[ヒューストン 9日 ロイター] - 米南部テキサス州に猛烈な暴風雨をもたらしたハリケーン「ベリル」の通過後、同州の石油・ガス各社は9日に一部の操業を再開した。ただ、被害を受けた施設があるほか、電力も全面復旧していない。
ベリルによる石油・ガス生産への影響は限定的と予想されている。ベリルは8日、メキシコ湾沿岸のマタゴルダ近郊に上陸。エネルギー各社はベリル上陸に備えて操業を停止したほか、テキサス州の複数の大型港や航行水路が閉鎖された。
9日には一部の港が再開し、大半の企業と施設が生産を回復させつつある。一方、一般家庭や企業向けの電力復旧に時間がかかっており、一部企業の稼働再開の足かせになっている。
米気象予報会社アキュウェザーは、今回のハリケーンに伴う米国の被害と経済的損失が計280億─320億ドルに上るとした暫定推計を発表した。
米停電情報サイトによると、9日時点でテキサス州で約200万件、ルイジアナ州で約1万2000件の顧客への電力供給が途絶えたままだ。
米国立ハリケーンセンター(NHC)は、ベリルが上陸後に急速に勢力を弱め、9日までに温帯低気圧に変わったと説明。
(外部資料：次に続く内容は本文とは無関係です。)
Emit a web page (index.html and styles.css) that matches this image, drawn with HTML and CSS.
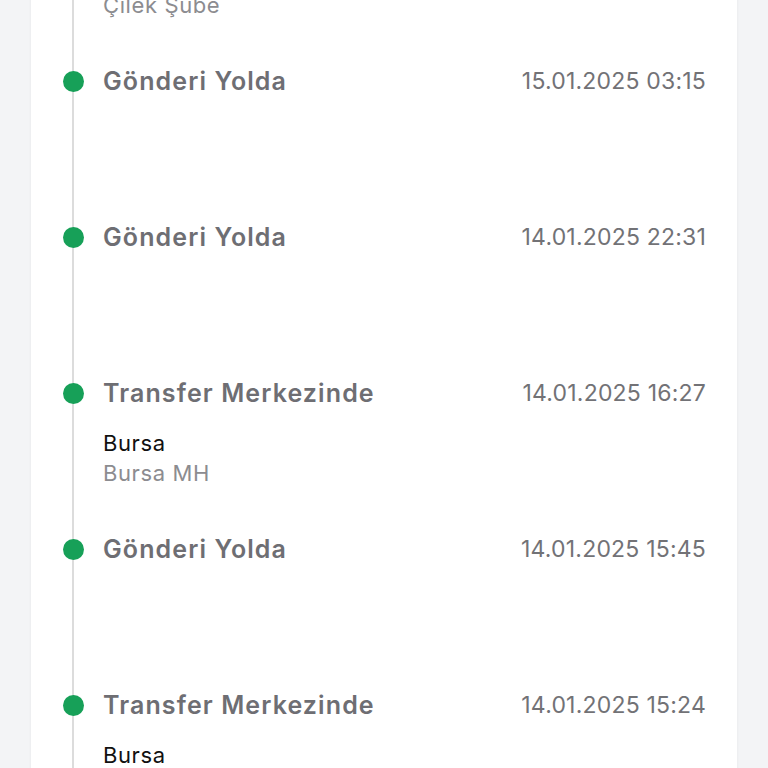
FILE: index.html
```html
<!DOCTYPE html>
<html>
    <head>
        <meta charset="utf-8" />
        <title>Gönderi Takibi</title>
        <link rel="stylesheet" href="styles.css">
    </head>

    <body>
      <div id="sayfa">
        <div id="kart">
          <ul id="hareketler">

            <li class="hareket">
              <span class="nokta"></span>
              <div class="icerik">
                <div class="baslik">
                  <p class="durum">Şubede</p>
                  <p class="tarih">15.01.2025 09:02</p>
                </div>
                <p class="sehir">Mersin</p>
                <p class="sube">Çilek Şube</p>
              </div>
            </li>

            <li class="hareket">
              <span class="nokta"></span>
              <div class="icerik">
                <div class="baslik">
                  <p class="durum">Gönderi Yolda</p>
                  <p class="tarih">15.01.2025 03:15</p>
                </div>
              </div>
            </li>

            <li class="hareket">
              <span class="nokta"></span>
              <div class="icerik">
                <div class="baslik">
                  <p class="durum">Gönderi Yolda</p>
                  <p class="tarih">14.01.2025 22:31</p>
                </div>
              </div>
            </li>

            <li class="hareket">
              <span class="nokta"></span>
              <div class="icerik">
                <div class="baslik">
                  <p class="durum">Transfer Merkezinde</p>
                  <p class="tarih">14.01.2025 16:27</p>
                </div>
                <p class="sehir">Bursa</p>
                <p class="sube">Bursa MH</p>
              </div>
            </li>

            <li class="hareket">
              <span class="nokta"></span>
              <div class="icerik">
                <div class="baslik">
                  <p class="durum">Gönderi Yolda</p>
                  <p class="tarih">14.01.2025 15:45</p>
                </div>
              </div>
            </li>

            <li class="hareket">
              <span class="nokta"></span>
              <div class="icerik">
                <div class="baslik">
                  <p class="durum">Transfer Merkezinde</p>
                  <p class="tarih">14.01.2025 15:24</p>
                </div>
                <p class="sehir">Bursa</p>
                <p class="sube">Bursa MH</p>
              </div>
            </li>

          </ul>
        </div>
      </div>
    </body>
</html>
```

FILE: styles.css
```css
html, body{
    margin: 0;
    padding: 0;
    height: 100%;
    overflow: hidden;
}
body{
    background-color: #f3f4f6;
    font-family: Inter, "Noto Sans", sans-serif;
}
#sayfa{
    padding: 0 31px;
    margin-top: -91px;
}
#kart{
    background-color: #ffffff;
    box-shadow: 0 0 3px rgba(0, 0, 0, 0.06);
}
#hareketler{
    list-style: none;
    margin: 0;
    padding: 0 31px 0 0;
    /* dikey çizgi */
    background: linear-gradient(#dcdcdc, #dcdcdc) no-repeat 41px 0 / 2px 100%;
}
.hareket{
    display: flex;
    align-items: flex-start;
    min-height: 156px;
}
.nokta{
    flex: none;
    width: 21px;
    height: 21px;
    border-radius: 50%;
    background-color: #17a058;
    margin: 6px 19px 0 32px;
}
.icerik{
    flex: 1;
}
.icerik p{
    margin: 0;
}
.baslik{
    display: flex;
    justify-content: space-between;
    align-items: center;
    height: 32px;
}
.durum{
    font-size: 25px;
    font-weight: 600;
    letter-spacing: 1.1px;
    color: #6e6e73;
}
.tarih{
    font-size: 23px;
    letter-spacing: 0.2px;
    color: #727276;
}
.sehir{
    margin-top: 19px !important;
    font-size: 22px;
    letter-spacing: 0.6px;
    line-height: 30px;
    color: #111111;
}
.sube{
    font-size: 22px;
    letter-spacing: 0.6px;
    line-height: 30px;
    color: #8c8c90;
}
```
ただ、ミシシッピ州中部からイリノイ、インディアナ、オハイオ、ケンタッキーの各州にまたがる地域では、鉄砲水や竜巻が発生する可能性がまだ残っていると警告した。
テキサスは米最大の石油・ガス生産州。
ゴールドマン・サックスはリポートで「これまでのところ、今回のハリケーンで石油生産や精製に深刻な混乱は生じていない。ただ、複数の石油港の閉鎖が続いているほか、大規模な停電が石油需要を圧迫しうる」と指摘した。